## START Given data

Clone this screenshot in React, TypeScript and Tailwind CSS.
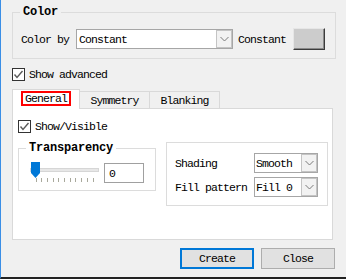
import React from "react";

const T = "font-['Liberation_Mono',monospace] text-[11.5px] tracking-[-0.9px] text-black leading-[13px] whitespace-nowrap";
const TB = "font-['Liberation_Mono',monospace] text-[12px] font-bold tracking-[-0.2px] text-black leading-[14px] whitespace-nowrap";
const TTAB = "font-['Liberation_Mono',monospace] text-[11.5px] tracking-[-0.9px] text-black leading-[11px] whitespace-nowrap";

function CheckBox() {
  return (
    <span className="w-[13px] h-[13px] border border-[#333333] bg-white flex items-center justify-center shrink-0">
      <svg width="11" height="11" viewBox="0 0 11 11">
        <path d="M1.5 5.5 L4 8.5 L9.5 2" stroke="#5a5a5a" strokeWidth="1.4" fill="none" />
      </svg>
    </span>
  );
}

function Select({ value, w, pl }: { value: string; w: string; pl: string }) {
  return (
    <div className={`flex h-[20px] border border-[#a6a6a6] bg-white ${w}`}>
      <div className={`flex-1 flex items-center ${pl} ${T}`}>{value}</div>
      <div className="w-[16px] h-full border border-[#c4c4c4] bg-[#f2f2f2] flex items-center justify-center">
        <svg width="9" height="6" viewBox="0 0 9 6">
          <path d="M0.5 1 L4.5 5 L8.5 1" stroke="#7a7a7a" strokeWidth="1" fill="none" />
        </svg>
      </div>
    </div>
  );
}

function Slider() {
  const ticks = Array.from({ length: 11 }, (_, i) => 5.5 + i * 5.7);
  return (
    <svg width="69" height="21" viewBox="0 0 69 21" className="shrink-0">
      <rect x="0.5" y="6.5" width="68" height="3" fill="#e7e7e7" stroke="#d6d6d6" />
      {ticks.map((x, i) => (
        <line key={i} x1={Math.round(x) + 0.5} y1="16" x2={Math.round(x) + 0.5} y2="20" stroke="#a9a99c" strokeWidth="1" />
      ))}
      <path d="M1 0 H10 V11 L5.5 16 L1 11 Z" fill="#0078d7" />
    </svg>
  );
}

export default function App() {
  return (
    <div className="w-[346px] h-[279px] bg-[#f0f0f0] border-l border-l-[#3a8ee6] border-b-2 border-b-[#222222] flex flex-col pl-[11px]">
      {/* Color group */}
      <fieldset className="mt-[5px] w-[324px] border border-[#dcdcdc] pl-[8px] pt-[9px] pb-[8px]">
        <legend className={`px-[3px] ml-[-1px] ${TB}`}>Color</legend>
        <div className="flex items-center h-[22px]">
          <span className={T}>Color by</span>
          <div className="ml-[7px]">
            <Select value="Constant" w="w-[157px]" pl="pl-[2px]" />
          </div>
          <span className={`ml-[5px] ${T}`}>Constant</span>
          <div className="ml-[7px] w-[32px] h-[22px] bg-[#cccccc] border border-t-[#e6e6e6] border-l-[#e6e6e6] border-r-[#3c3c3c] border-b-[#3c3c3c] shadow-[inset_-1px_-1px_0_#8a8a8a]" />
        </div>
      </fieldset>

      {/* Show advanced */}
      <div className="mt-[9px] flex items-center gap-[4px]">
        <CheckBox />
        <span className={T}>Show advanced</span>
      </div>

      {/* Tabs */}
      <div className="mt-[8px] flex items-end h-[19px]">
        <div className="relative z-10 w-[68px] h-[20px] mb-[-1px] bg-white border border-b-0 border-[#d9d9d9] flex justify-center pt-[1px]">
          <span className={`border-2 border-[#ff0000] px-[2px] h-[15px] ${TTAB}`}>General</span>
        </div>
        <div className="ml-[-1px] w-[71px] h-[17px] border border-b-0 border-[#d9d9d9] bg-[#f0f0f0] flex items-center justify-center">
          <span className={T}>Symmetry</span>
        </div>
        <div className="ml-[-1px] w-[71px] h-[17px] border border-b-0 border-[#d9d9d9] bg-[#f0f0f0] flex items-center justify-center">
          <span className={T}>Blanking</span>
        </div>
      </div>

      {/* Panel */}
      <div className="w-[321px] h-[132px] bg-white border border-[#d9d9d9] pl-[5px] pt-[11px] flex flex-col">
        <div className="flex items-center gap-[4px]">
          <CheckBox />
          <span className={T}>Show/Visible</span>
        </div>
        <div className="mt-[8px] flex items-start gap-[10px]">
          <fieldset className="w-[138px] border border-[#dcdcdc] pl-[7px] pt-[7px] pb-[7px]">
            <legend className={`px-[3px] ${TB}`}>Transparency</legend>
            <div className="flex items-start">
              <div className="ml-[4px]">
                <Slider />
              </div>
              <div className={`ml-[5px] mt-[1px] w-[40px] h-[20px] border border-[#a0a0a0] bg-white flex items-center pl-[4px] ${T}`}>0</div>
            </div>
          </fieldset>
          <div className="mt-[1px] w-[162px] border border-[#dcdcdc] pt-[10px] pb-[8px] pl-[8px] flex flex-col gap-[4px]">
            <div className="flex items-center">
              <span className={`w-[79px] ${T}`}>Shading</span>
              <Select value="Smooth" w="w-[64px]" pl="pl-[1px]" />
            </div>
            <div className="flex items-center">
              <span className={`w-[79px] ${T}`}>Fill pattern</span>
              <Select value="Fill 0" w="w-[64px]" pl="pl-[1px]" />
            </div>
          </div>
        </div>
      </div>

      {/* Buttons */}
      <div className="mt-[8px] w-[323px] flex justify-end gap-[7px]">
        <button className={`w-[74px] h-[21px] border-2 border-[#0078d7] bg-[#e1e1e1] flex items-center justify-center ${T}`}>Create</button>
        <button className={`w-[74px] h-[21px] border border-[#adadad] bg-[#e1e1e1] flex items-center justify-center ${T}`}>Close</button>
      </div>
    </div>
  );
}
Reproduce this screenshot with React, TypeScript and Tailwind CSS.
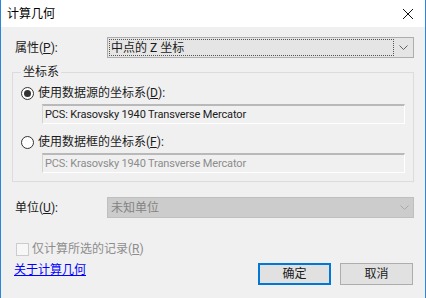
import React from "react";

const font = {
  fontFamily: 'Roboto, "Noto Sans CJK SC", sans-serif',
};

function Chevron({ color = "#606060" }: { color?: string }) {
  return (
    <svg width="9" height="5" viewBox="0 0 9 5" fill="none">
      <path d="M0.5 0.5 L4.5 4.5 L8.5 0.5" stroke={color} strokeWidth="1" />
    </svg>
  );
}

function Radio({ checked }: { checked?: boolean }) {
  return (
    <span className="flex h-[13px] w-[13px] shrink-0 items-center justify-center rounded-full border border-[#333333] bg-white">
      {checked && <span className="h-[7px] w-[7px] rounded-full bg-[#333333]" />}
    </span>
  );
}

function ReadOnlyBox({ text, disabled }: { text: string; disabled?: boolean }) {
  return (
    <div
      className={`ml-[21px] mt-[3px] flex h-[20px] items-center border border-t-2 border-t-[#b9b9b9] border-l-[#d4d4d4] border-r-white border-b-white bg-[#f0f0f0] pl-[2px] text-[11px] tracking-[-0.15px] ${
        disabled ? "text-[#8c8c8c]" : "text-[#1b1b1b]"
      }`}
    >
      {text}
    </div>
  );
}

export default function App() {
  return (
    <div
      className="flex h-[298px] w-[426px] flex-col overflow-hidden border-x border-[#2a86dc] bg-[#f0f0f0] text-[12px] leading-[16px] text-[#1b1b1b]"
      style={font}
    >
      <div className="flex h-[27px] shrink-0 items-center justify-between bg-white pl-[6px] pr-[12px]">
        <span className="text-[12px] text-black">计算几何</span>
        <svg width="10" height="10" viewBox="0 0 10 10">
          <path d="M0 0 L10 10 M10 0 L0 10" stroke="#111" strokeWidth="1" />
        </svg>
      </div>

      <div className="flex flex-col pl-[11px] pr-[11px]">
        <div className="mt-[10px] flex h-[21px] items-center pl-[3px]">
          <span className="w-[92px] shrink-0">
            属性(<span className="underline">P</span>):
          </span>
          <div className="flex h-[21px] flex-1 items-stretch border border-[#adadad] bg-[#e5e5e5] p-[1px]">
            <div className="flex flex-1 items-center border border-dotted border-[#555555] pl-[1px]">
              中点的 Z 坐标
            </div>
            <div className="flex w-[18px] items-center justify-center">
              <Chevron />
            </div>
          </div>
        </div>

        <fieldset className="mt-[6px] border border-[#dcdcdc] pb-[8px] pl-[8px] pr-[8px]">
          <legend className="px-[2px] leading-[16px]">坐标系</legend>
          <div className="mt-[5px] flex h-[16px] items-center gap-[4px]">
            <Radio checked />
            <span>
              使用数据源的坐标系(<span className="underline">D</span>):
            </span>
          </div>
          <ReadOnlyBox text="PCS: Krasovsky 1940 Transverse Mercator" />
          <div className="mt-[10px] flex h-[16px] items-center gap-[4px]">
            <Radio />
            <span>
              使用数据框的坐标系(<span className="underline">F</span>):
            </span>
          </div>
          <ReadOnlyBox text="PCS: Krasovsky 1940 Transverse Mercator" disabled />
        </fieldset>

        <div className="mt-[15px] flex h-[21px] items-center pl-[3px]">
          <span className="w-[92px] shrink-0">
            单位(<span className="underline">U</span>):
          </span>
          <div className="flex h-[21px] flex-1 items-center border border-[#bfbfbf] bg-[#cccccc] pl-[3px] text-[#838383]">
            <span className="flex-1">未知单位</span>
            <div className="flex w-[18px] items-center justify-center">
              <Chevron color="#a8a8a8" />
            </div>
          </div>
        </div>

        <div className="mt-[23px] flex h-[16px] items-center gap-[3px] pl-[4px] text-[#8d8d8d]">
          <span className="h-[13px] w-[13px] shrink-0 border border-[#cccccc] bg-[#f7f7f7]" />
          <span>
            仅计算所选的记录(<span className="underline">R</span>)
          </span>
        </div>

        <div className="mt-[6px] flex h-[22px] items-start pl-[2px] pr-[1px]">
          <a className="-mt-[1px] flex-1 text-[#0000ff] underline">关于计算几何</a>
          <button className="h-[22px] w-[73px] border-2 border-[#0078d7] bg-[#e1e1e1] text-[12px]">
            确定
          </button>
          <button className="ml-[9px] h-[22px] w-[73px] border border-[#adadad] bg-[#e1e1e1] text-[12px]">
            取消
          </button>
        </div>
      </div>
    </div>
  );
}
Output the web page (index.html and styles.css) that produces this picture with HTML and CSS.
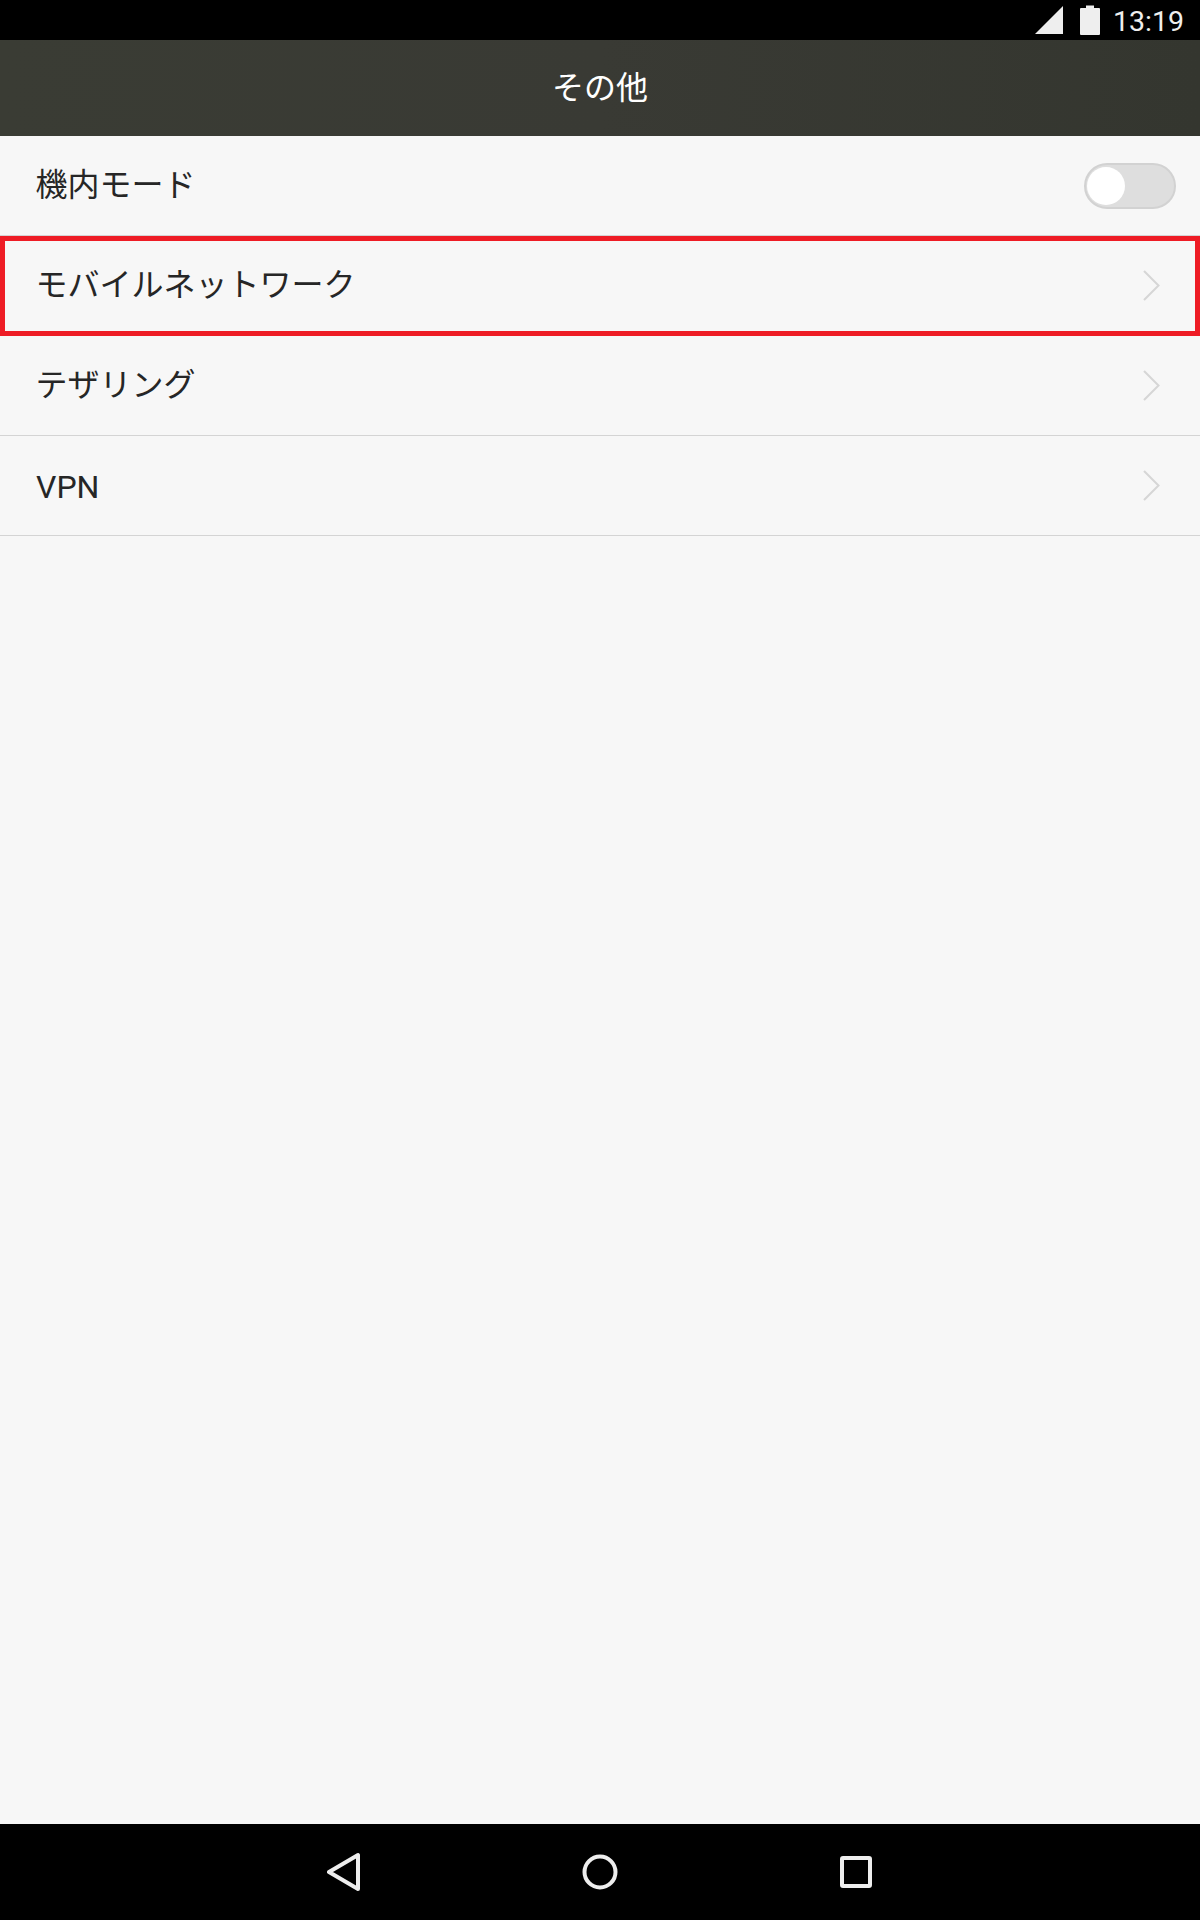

## END Given data

#### Given problem:
Your task is to return the lines above, from the first one up to and including the line containing "tracking-[-0.9px] text-black leading-[11px]", minus any pictures.

#### Exercise output:
Clone this screenshot in React, TypeScript and Tailwind CSS.
import React from "react";

const T = "font-['Liberation_Mono',monospace] text-[11.5px] tracking-[-0.9px] text-black leading-[13px] whitespace-nowrap";
const TB = "font-['Liberation_Mono',monospace] text-[12px] font-bold tracking-[-0.2px] text-black leading-[14px] whitespace-nowrap";
const TTAB = "font-['Liberation_Mono',monospace] text-[11.5px] tracking-[-0.9px] text-black leading-[11px] whitespace-nowrap";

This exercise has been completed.